_TASK INSTRUCTIONS_
Look for "React" in the listing below. Gather each line that contains it.

_SUPPLIED INFORMATION_

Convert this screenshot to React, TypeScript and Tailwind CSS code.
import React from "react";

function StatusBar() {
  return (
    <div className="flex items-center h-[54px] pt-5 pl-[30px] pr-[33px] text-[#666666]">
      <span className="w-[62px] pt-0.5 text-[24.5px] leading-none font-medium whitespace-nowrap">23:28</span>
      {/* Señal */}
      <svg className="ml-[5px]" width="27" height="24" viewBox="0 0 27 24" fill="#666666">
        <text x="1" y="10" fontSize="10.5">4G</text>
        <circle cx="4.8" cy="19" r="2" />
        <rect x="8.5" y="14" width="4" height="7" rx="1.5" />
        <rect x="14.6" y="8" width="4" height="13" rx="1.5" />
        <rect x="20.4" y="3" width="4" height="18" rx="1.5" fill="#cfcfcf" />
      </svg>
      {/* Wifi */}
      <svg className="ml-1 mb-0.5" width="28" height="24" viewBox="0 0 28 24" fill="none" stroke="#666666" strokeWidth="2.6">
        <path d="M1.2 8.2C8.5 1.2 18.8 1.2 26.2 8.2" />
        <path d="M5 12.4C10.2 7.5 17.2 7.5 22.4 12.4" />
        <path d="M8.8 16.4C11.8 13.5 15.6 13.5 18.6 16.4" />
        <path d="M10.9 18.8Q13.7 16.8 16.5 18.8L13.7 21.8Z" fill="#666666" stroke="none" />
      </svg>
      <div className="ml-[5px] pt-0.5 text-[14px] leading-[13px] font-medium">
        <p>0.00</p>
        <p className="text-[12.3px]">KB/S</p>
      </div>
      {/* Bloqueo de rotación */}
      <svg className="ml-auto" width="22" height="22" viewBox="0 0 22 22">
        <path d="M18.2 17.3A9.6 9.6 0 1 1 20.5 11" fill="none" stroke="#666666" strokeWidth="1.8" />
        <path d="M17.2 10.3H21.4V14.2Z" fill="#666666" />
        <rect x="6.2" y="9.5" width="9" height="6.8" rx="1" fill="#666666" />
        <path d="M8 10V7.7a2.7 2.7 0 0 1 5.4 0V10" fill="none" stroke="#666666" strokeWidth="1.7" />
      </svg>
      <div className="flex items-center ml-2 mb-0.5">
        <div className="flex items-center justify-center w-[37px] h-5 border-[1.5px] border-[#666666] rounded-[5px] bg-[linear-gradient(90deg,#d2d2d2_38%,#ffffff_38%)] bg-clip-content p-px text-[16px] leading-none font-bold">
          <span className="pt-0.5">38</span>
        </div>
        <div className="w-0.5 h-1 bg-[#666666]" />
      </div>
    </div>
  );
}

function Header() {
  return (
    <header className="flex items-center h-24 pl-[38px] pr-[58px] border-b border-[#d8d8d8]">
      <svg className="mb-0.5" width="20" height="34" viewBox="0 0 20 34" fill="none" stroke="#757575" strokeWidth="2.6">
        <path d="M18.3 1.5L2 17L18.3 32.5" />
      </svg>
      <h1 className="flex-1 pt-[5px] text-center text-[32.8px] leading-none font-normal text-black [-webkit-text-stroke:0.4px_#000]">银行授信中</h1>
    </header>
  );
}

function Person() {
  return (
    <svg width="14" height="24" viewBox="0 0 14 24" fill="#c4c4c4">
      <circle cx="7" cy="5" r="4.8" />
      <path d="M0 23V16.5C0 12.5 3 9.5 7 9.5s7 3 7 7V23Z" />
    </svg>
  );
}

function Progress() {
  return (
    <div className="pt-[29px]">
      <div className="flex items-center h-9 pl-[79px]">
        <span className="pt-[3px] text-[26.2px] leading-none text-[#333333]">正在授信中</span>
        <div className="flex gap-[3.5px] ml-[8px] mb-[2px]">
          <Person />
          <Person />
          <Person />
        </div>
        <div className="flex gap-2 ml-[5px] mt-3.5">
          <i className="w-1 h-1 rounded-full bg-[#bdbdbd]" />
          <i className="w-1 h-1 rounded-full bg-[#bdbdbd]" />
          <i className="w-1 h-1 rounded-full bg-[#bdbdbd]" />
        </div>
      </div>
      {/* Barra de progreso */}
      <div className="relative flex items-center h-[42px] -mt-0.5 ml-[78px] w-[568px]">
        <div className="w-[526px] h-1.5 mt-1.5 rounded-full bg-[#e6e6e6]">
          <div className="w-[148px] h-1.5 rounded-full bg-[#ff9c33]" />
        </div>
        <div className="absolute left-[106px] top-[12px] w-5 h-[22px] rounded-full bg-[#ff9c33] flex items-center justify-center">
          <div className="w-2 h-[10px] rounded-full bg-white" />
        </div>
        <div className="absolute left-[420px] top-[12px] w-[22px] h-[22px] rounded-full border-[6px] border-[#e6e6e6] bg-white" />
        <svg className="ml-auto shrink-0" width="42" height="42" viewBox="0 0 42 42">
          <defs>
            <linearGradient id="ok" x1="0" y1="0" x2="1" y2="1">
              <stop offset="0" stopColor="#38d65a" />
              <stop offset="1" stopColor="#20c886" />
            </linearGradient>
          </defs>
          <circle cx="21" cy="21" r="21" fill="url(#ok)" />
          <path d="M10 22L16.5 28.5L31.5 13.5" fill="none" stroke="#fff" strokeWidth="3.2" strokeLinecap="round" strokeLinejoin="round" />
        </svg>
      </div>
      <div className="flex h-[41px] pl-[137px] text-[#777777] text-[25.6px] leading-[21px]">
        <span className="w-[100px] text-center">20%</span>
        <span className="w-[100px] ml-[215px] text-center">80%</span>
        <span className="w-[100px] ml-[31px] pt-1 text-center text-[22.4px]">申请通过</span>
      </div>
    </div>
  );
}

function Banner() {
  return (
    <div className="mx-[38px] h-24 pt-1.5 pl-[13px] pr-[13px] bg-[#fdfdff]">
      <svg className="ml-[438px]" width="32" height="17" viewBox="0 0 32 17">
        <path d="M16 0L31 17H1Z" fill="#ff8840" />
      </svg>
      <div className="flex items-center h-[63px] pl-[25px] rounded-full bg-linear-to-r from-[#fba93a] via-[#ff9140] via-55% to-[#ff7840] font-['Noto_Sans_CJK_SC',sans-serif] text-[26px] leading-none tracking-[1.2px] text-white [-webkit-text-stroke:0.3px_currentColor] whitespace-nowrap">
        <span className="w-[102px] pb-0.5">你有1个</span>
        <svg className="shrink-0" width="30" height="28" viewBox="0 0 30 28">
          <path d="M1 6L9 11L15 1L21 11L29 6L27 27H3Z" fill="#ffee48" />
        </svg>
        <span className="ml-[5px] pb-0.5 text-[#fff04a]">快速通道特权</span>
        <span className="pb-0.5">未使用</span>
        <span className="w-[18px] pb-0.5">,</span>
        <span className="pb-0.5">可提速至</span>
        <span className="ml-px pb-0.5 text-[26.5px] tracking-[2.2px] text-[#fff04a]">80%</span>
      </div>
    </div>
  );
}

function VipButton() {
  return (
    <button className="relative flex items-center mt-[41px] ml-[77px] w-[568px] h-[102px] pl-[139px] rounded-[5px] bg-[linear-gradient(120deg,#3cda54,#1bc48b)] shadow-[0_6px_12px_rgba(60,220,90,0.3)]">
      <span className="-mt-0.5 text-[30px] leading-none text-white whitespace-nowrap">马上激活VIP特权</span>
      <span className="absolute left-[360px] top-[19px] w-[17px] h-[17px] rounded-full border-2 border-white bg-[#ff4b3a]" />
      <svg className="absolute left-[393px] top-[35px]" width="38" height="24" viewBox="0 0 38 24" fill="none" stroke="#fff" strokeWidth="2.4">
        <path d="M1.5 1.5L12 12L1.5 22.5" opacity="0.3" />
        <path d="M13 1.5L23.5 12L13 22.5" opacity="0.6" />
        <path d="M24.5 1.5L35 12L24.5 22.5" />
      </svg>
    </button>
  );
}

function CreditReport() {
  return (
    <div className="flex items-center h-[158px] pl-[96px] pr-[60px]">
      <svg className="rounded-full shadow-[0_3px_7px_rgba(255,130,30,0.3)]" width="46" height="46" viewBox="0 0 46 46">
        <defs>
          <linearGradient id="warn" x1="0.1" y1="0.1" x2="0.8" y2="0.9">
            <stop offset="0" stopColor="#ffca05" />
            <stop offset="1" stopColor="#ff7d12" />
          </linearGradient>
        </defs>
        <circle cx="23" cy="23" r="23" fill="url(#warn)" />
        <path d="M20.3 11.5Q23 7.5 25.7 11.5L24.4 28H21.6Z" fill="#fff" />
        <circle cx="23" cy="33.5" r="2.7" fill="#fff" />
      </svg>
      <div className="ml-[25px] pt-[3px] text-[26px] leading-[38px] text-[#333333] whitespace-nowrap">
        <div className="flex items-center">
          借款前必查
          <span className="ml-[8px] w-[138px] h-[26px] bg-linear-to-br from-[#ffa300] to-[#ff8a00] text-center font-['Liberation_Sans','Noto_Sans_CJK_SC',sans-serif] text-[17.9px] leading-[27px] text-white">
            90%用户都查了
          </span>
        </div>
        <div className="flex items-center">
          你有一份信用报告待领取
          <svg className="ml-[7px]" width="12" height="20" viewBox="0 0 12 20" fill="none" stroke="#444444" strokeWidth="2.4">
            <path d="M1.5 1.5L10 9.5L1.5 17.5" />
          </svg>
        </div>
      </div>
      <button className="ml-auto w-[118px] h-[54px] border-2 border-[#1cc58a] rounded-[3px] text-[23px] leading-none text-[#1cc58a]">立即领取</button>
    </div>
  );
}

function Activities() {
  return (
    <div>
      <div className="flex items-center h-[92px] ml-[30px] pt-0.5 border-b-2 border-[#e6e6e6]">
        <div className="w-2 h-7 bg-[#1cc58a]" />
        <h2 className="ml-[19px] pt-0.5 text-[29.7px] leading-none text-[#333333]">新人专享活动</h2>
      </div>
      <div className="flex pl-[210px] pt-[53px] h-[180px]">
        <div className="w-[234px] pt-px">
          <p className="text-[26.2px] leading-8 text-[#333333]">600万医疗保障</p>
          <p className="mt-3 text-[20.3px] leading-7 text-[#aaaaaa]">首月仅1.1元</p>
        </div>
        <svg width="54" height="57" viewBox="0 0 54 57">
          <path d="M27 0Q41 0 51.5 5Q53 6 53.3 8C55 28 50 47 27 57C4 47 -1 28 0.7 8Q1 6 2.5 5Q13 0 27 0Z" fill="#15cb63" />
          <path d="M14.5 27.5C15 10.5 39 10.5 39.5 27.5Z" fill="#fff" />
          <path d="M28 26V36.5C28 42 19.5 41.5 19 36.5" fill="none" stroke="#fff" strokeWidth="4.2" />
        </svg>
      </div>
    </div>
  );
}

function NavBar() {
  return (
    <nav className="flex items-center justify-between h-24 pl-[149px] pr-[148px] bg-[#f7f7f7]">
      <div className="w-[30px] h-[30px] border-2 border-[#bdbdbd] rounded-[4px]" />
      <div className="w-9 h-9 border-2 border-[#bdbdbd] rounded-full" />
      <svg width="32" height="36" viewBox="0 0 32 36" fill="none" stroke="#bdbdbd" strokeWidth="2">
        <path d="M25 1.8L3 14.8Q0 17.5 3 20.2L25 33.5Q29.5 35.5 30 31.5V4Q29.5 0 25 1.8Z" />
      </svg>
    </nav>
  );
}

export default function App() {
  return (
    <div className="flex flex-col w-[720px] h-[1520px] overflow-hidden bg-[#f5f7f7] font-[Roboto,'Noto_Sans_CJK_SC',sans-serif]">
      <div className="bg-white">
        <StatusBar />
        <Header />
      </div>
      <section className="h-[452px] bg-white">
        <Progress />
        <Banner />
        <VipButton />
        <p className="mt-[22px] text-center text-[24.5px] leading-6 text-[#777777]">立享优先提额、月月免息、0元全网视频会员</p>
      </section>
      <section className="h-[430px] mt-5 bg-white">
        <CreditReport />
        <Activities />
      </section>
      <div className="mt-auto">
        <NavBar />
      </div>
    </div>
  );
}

--

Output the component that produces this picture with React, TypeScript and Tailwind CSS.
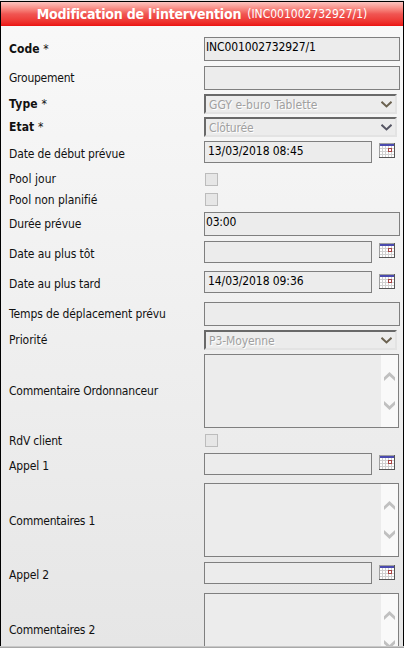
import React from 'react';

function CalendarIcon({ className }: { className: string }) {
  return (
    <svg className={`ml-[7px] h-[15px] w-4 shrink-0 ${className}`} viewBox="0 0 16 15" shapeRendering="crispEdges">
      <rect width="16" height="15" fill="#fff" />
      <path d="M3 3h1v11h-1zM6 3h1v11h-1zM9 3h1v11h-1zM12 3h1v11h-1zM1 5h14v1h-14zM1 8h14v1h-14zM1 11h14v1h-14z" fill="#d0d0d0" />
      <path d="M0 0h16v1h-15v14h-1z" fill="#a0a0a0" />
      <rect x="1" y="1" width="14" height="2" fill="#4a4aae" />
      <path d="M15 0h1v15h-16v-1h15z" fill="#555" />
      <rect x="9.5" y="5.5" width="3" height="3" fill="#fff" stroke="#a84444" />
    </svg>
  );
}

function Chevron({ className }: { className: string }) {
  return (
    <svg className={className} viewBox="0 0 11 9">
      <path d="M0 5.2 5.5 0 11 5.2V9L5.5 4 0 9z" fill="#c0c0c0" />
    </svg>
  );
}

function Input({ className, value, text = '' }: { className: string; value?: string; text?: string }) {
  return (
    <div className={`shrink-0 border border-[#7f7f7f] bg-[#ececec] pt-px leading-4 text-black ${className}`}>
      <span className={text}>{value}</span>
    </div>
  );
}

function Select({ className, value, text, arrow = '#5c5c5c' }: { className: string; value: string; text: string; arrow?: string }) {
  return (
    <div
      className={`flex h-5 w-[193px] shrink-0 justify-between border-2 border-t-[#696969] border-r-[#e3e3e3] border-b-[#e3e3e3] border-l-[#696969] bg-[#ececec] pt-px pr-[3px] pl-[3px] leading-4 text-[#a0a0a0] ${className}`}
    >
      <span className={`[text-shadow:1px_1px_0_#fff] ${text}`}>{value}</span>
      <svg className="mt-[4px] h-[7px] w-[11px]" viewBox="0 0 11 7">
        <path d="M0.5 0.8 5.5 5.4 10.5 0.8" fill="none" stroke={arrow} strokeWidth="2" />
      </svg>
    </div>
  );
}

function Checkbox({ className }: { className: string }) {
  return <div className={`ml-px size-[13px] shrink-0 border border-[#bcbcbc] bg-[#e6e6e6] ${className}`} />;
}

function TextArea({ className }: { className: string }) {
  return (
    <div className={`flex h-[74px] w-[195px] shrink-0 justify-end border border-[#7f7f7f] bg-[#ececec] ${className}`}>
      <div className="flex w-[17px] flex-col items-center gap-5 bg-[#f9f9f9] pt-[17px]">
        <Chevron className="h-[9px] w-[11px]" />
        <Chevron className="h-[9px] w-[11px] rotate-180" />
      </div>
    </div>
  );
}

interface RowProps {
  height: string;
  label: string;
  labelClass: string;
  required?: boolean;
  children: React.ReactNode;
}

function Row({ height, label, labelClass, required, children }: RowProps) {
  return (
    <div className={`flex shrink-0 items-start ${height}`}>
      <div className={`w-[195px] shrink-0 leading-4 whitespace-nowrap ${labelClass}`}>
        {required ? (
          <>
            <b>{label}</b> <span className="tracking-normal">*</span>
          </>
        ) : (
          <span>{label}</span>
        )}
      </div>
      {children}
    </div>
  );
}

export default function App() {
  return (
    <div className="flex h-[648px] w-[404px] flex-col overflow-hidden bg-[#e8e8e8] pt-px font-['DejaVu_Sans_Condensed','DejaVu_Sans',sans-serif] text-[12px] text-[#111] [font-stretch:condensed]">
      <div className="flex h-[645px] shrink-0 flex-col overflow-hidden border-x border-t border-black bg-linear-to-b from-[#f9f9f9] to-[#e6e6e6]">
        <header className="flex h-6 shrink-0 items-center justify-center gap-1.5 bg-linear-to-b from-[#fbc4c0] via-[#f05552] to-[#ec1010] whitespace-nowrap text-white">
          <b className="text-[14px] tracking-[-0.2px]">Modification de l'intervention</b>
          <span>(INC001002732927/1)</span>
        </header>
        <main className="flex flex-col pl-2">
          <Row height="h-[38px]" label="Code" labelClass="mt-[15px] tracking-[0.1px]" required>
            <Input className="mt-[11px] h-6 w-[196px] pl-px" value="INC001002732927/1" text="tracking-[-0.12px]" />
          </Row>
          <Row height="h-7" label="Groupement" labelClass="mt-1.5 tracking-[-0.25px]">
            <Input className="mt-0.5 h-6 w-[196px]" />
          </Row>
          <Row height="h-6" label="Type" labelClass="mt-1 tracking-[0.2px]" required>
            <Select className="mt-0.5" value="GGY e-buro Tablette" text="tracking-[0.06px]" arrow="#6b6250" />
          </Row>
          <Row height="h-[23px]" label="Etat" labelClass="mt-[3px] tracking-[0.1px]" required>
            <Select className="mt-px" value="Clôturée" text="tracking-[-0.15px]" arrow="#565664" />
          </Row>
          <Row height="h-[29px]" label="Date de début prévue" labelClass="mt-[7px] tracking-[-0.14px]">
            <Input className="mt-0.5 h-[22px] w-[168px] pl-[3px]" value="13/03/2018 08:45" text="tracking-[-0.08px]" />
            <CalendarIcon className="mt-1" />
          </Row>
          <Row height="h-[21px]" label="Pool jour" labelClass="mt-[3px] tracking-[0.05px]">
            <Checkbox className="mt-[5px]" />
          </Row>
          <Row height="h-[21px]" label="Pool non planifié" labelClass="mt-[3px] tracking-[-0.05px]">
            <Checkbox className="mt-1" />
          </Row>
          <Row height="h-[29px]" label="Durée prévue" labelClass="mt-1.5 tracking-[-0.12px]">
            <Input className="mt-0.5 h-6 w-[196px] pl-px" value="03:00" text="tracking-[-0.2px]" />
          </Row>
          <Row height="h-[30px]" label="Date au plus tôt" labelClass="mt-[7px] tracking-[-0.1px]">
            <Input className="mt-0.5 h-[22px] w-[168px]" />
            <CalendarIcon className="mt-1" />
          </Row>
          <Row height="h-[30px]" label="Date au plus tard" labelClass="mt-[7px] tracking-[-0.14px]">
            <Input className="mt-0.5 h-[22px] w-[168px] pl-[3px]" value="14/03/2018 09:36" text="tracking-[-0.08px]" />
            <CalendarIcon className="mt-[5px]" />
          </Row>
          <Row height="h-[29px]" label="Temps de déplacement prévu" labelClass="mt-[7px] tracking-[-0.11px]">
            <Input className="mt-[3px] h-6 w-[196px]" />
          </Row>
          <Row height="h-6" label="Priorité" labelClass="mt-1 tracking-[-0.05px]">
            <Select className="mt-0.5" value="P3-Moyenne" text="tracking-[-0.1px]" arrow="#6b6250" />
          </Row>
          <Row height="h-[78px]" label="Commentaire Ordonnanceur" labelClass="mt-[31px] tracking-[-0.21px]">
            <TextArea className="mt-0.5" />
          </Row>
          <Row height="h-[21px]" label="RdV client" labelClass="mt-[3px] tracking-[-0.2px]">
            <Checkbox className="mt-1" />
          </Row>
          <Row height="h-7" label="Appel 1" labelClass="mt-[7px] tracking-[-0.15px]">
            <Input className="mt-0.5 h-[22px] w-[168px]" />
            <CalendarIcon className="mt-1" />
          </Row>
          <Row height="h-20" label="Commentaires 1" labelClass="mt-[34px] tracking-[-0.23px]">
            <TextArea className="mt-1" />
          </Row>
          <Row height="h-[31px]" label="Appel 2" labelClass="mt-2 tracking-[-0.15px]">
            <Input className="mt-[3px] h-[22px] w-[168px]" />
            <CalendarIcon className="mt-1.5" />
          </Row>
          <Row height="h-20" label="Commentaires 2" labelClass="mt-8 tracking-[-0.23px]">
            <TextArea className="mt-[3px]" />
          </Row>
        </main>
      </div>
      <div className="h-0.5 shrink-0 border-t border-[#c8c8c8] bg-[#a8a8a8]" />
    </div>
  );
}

_PROBLEM SOLUTION_
Convert this screenshot to React, TypeScript and Tailwind CSS code.
import React from "react";
Output the component that produces this picture with React, TypeScript and Tailwind CSS.
import React from 'react';
  children: React.ReactNode;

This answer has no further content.